__Dataset records__
┌──
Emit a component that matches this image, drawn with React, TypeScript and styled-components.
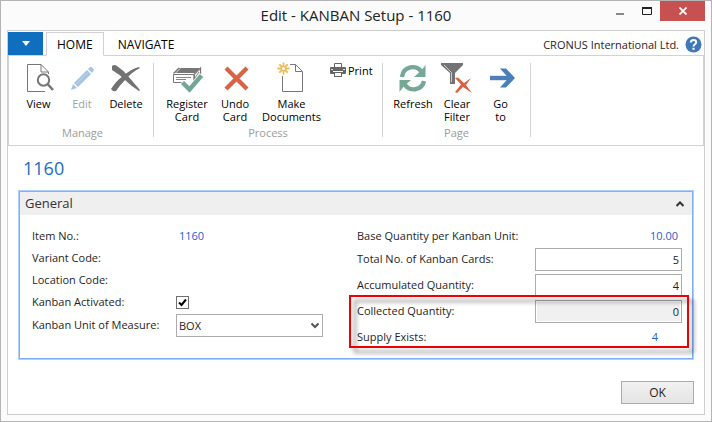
└──
┌──
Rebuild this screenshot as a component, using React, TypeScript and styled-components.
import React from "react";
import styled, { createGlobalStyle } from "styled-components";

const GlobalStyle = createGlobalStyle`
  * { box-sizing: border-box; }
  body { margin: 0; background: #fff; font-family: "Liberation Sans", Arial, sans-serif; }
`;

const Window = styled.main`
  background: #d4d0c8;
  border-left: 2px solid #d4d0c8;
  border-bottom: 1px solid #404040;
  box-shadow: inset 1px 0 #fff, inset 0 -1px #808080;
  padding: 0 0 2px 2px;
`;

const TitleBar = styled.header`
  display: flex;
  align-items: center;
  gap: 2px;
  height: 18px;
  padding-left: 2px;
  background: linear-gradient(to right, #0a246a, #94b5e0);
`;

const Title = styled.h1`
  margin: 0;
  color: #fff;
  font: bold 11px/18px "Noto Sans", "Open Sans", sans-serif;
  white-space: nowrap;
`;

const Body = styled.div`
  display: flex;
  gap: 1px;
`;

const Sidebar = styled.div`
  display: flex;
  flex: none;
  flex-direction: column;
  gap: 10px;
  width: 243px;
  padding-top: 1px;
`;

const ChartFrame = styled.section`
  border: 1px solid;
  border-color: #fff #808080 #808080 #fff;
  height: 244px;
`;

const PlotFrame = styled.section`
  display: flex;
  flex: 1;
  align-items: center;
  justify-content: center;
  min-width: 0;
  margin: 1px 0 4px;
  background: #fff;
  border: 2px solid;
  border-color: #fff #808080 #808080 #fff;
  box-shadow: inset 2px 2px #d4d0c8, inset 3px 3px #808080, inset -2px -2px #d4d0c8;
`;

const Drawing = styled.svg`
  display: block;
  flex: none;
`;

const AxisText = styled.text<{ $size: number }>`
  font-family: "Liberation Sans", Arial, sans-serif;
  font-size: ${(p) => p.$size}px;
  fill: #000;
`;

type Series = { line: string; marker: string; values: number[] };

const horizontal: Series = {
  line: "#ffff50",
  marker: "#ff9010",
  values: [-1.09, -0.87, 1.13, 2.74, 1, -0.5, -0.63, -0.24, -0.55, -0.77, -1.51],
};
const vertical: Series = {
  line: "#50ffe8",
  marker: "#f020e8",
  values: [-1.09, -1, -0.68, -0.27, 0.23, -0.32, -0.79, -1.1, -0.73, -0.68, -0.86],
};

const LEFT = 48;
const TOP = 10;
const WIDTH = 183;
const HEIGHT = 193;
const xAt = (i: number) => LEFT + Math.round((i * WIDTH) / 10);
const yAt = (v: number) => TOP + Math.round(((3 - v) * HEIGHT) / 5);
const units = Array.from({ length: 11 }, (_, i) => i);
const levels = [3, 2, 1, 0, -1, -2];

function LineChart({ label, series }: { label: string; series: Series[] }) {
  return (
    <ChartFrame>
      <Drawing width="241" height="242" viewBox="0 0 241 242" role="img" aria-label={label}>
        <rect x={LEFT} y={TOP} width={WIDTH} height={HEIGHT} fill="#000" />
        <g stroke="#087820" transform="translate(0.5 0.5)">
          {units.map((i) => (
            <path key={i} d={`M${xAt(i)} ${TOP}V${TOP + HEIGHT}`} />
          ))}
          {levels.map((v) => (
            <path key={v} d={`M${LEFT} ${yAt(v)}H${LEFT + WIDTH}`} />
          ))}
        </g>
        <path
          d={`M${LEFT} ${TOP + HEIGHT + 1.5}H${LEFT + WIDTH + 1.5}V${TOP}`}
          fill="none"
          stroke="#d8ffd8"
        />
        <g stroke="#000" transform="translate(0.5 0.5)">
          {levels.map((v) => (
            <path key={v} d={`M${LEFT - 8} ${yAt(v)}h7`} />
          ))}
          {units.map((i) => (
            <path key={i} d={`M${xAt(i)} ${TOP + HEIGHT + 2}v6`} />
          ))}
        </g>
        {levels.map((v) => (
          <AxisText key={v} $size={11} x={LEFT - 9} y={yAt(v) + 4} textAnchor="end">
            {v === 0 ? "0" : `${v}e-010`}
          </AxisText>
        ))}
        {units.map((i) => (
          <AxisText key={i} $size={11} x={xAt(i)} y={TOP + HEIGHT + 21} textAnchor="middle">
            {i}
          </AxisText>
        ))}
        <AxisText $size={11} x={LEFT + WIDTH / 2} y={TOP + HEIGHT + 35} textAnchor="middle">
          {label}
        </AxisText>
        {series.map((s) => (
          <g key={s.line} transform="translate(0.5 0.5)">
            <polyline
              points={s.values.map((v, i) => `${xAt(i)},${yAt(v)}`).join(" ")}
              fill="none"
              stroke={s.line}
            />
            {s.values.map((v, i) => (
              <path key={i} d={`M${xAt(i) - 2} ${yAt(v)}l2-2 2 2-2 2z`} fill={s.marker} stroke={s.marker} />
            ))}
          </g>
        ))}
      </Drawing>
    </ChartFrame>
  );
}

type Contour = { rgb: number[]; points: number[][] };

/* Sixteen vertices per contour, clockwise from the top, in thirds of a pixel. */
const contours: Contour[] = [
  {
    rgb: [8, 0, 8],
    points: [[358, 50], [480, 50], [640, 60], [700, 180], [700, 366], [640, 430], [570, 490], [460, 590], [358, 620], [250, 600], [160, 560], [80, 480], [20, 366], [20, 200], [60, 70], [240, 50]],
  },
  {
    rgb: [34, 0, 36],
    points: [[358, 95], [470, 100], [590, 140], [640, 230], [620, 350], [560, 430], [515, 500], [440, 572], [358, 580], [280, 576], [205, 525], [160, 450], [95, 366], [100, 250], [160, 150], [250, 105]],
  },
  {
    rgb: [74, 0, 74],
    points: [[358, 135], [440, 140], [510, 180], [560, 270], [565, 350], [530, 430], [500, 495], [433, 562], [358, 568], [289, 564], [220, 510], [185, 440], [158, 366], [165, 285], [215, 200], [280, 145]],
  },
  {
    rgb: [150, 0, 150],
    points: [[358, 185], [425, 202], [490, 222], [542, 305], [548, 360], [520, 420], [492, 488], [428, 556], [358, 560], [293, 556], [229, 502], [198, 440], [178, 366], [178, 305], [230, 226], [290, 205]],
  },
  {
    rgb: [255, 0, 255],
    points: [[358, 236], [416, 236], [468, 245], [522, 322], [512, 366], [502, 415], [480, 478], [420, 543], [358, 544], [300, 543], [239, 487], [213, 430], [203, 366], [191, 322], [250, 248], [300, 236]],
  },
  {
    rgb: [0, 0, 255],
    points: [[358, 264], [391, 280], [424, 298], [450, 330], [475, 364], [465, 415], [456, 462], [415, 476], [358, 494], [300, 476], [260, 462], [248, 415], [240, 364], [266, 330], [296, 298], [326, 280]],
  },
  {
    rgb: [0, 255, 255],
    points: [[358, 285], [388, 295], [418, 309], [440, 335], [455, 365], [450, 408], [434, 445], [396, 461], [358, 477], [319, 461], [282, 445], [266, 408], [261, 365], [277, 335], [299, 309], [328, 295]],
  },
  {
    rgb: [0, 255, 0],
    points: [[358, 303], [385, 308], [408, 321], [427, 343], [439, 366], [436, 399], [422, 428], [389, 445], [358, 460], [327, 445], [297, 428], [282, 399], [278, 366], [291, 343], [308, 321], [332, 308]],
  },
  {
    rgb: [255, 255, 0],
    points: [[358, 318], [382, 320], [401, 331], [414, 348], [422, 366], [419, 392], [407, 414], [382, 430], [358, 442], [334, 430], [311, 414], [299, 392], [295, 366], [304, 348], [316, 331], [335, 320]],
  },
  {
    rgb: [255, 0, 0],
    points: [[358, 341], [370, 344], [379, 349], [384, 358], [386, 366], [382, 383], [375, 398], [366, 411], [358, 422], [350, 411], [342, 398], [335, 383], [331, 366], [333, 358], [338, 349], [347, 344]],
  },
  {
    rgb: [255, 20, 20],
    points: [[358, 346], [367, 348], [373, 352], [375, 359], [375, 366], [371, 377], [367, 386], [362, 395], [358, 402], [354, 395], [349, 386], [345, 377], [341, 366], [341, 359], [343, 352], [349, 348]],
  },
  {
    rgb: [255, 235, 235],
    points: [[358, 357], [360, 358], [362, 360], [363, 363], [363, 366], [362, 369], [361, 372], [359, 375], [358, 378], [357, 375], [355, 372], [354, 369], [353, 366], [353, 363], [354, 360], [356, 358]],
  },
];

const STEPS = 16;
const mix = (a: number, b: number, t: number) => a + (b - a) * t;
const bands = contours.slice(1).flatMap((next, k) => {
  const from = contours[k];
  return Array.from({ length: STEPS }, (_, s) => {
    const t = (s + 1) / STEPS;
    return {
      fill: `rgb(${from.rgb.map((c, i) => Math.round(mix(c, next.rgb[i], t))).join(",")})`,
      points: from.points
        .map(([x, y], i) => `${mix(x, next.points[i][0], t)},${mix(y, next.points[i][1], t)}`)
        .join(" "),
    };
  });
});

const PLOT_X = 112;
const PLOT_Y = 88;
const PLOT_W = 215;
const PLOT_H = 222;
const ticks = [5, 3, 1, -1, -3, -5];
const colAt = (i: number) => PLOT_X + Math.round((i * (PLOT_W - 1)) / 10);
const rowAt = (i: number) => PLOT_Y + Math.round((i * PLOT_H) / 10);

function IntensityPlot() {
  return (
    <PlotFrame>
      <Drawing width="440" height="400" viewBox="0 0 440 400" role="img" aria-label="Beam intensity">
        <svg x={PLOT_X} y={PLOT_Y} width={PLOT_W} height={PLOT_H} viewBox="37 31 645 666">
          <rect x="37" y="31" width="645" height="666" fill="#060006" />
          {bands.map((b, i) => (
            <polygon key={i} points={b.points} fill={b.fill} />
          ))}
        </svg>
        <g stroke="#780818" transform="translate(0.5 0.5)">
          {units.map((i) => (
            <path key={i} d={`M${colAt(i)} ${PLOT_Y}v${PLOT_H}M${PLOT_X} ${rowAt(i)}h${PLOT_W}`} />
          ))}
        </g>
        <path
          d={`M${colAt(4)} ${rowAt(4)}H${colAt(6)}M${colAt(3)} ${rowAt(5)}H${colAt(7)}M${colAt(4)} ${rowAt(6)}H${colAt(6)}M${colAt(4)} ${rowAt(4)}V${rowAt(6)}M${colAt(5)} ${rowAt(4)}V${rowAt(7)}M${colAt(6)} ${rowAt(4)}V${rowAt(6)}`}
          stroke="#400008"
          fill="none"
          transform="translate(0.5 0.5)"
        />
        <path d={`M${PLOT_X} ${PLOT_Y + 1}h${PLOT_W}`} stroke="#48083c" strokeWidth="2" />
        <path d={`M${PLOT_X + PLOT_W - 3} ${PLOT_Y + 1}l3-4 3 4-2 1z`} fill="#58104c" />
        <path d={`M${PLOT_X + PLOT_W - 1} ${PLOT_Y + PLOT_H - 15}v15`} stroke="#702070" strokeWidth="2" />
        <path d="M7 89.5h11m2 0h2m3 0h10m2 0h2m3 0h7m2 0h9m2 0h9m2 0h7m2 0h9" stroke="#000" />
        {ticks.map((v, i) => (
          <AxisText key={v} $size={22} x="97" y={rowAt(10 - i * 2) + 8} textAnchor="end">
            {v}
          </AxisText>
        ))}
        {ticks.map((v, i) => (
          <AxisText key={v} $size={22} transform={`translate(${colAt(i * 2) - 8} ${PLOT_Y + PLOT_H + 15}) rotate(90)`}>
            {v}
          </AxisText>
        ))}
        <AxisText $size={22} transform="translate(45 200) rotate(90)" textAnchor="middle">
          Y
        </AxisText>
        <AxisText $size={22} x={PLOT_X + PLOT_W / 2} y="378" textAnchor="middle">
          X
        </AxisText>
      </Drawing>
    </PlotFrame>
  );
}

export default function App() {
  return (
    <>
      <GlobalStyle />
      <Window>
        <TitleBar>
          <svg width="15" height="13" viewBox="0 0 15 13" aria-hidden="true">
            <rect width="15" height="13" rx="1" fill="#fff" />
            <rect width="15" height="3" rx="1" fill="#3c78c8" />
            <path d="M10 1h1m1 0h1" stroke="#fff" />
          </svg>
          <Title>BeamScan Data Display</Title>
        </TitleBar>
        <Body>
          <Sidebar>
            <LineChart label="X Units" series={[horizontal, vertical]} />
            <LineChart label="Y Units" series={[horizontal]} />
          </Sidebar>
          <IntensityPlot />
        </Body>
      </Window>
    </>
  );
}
└──
┌──
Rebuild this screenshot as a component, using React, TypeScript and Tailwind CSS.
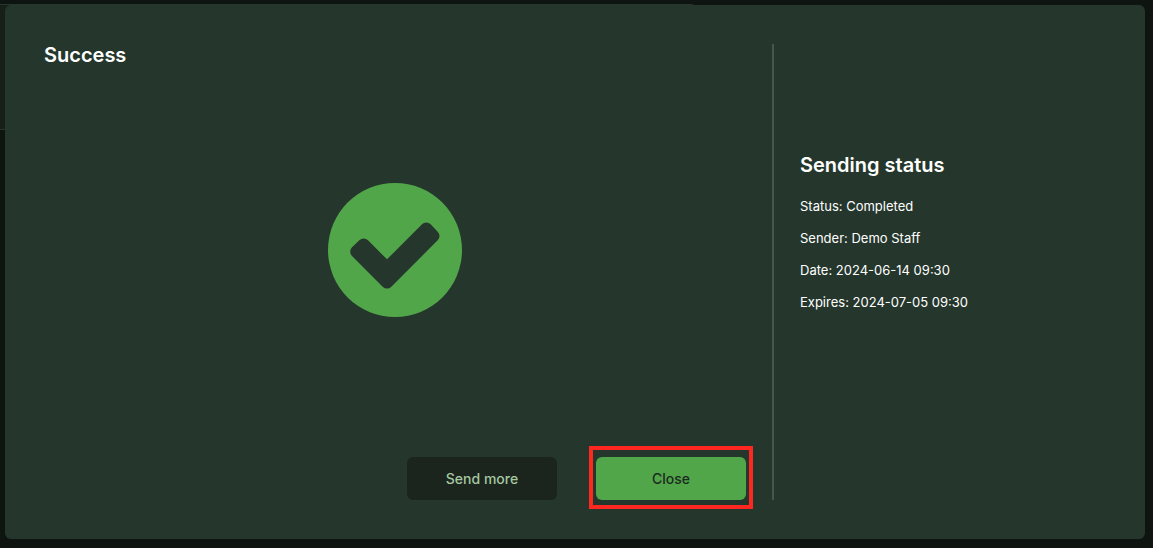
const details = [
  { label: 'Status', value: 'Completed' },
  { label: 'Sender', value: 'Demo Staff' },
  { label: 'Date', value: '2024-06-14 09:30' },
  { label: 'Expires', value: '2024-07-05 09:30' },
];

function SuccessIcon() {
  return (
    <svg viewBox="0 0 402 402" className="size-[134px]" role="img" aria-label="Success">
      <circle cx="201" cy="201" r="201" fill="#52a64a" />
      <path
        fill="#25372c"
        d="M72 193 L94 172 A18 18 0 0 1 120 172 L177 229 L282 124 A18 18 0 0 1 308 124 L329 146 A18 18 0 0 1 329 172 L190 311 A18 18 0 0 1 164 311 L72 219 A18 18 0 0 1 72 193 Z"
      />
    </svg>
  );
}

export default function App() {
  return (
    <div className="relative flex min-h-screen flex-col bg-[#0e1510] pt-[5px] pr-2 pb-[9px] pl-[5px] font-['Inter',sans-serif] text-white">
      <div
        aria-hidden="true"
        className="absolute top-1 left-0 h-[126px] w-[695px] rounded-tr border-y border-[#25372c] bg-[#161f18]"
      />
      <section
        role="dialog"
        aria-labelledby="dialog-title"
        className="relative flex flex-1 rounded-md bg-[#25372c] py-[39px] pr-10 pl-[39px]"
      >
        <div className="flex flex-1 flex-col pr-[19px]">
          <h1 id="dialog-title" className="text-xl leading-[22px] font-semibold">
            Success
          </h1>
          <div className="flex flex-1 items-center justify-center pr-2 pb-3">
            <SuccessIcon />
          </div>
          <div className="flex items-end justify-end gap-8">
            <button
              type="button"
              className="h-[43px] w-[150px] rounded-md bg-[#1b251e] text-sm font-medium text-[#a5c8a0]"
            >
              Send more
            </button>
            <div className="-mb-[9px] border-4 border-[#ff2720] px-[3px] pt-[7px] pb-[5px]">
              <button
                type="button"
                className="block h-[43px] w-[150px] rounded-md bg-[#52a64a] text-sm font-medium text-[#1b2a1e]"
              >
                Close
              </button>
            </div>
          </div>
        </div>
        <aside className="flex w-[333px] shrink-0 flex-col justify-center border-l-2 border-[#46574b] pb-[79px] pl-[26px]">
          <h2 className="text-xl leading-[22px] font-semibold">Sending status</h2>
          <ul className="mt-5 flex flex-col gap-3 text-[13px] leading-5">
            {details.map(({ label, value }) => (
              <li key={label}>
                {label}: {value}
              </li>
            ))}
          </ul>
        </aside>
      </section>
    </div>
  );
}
└──
__Aim__
Among the entries above, locate the lines containing "using React, TypeScript and styled-components." and "string; marker: string;", and transcribe exactly those two lines and all lines between.

__Solution to the problem__
Rebuild this screenshot as a component, using React, TypeScript and styled-components.
import React from "react";
import styled, { createGlobalStyle } from "styled-components";

const GlobalStyle = createGlobalStyle`
  * { box-sizing: border-box; }
  body { margin: 0; background: #fff; font-family: "Liberation Sans", Arial, sans-serif; }
`;

const Window = styled.main`
  background: #d4d0c8;
  border-left: 2px solid #d4d0c8;
  border-bottom: 1px solid #404040;
  box-shadow: inset 1px 0 #fff, inset 0 -1px #808080;
  padding: 0 0 2px 2px;
`;

const TitleBar = styled.header`
  display: flex;
  align-items: center;
  gap: 2px;
  height: 18px;
  padding-left: 2px;
  background: linear-gradient(to right, #0a246a, #94b5e0);
`;

const Title = styled.h1`
  margin: 0;
  color: #fff;
  font: bold 11px/18px "Noto Sans", "Open Sans", sans-serif;
  white-space: nowrap;
`;

const Body = styled.div`
  display: flex;
  gap: 1px;
`;

const Sidebar = styled.div`
  display: flex;
  flex: none;
  flex-direction: column;
  gap: 10px;
  width: 243px;
  padding-top: 1px;
`;

const ChartFrame = styled.section`
  border: 1px solid;
  border-color: #fff #808080 #808080 #fff;
  height: 244px;
`;

const PlotFrame = styled.section`
  display: flex;
  flex: 1;
  align-items: center;
  justify-content: center;
  min-width: 0;
  margin: 1px 0 4px;
  background: #fff;
  border: 2px solid;
  border-color: #fff #808080 #808080 #fff;
  box-shadow: inset 2px 2px #d4d0c8, inset 3px 3px #808080, inset -2px -2px #d4d0c8;
`;

const Drawing = styled.svg`
  display: block;
  flex: none;
`;

const AxisText = styled.text<{ $size: number }>`
  font-family: "Liberation Sans", Arial, sans-serif;
  font-size: ${(p) => p.$size}px;
  fill: #000;
`;

type Series = { line: string; marker: string; values: number[] };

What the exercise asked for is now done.